When the union bosses running the show discover that the old bearded guy at the back of the church is the famous country singer Ben Wosznik and ask him, overcoming the general town-wide bias against the Brunists, to come up and sing Woody Guthrie’s “The Dying Miner,” Tub figures he can only bear so much of this teary-eyed horseshit. He’ll let Smith watch over the campers; it’s time to cut out.
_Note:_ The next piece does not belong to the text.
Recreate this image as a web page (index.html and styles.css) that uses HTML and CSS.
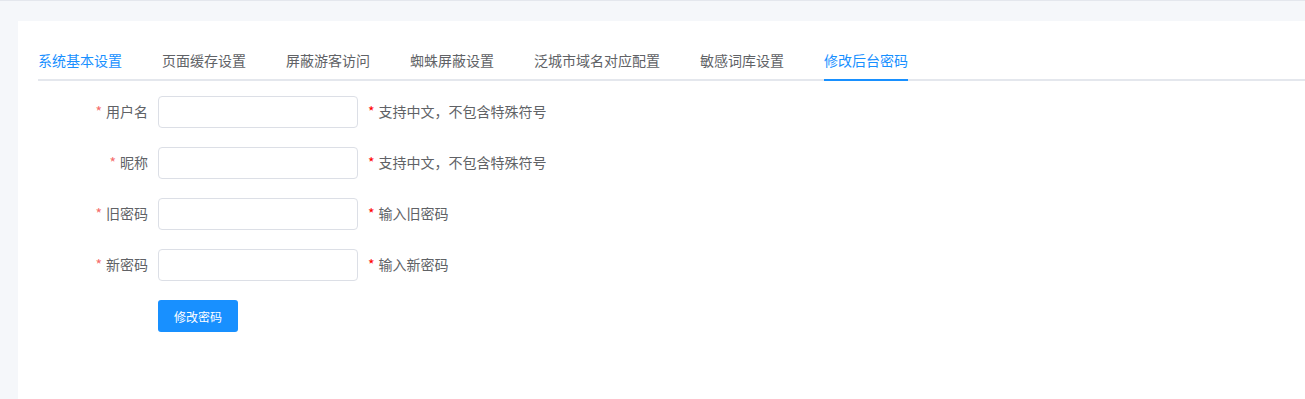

Sheriff Puller has played enough double-deck pinochle to know how to finesse a trick. In fact he is beginning to think of pinochle as a patriotic American game, and a Christian one, and that maybe they ought to use pinochle as part of their militia training program. Tub has led low, telling his deputy Smith that Suggs has asked him to negotiate a conclusion to the problems at the new campgrounds he’s been building out beyond the church camp so he can get on with its construction, and since Cal knows those people better than he does, he wants him to organize a meeting at the site for the two of them with all their leaders and see if they can’t resolve the issues. Forcing a crawl, as one might say at table, and here they are. He is disappointed that Abner Baxter does not appear, but most of the others do, including Red’s puffball son Young Abner, as well as Roy Coates and his boys and Jewell Cox and others from town. Most of the rest hang back, but as the talks proceed they come out of their tents and trucks and edge forward. Then he plays trumps. Al
l his newly deputized officers from the Christian Patriots come roaring up in their cars, spitting gravel as they hit the brakes; they spring from their cars and surround the campsite, weapons in hand. Tub has been careful to deputize only those he could count on not to spill the beans to Smith or the Baxterites, and he can see by the flicker of surprise on Smith’s otherwise stony face that he has been successful. A couple of big yellow school buses roll in behind the deputies’ cars. Tub tells Smith not to worry, they’ve all been properly deputized on orders from the state governor. Then he puts a megaphone to his mouth and says: “I know you think of yourselves as religious people, but the truth is, you’re all criminals. You are breaking the law, and you do not stop breaking the law even when you are told that is what you are doing, so I have no choice but to put you all under arrest.” One of the men at the back makes a break for it, but two of the deputies fire shots over his head and he pulls up short. They lower their weapons and point them at his chest. He steps back with the others.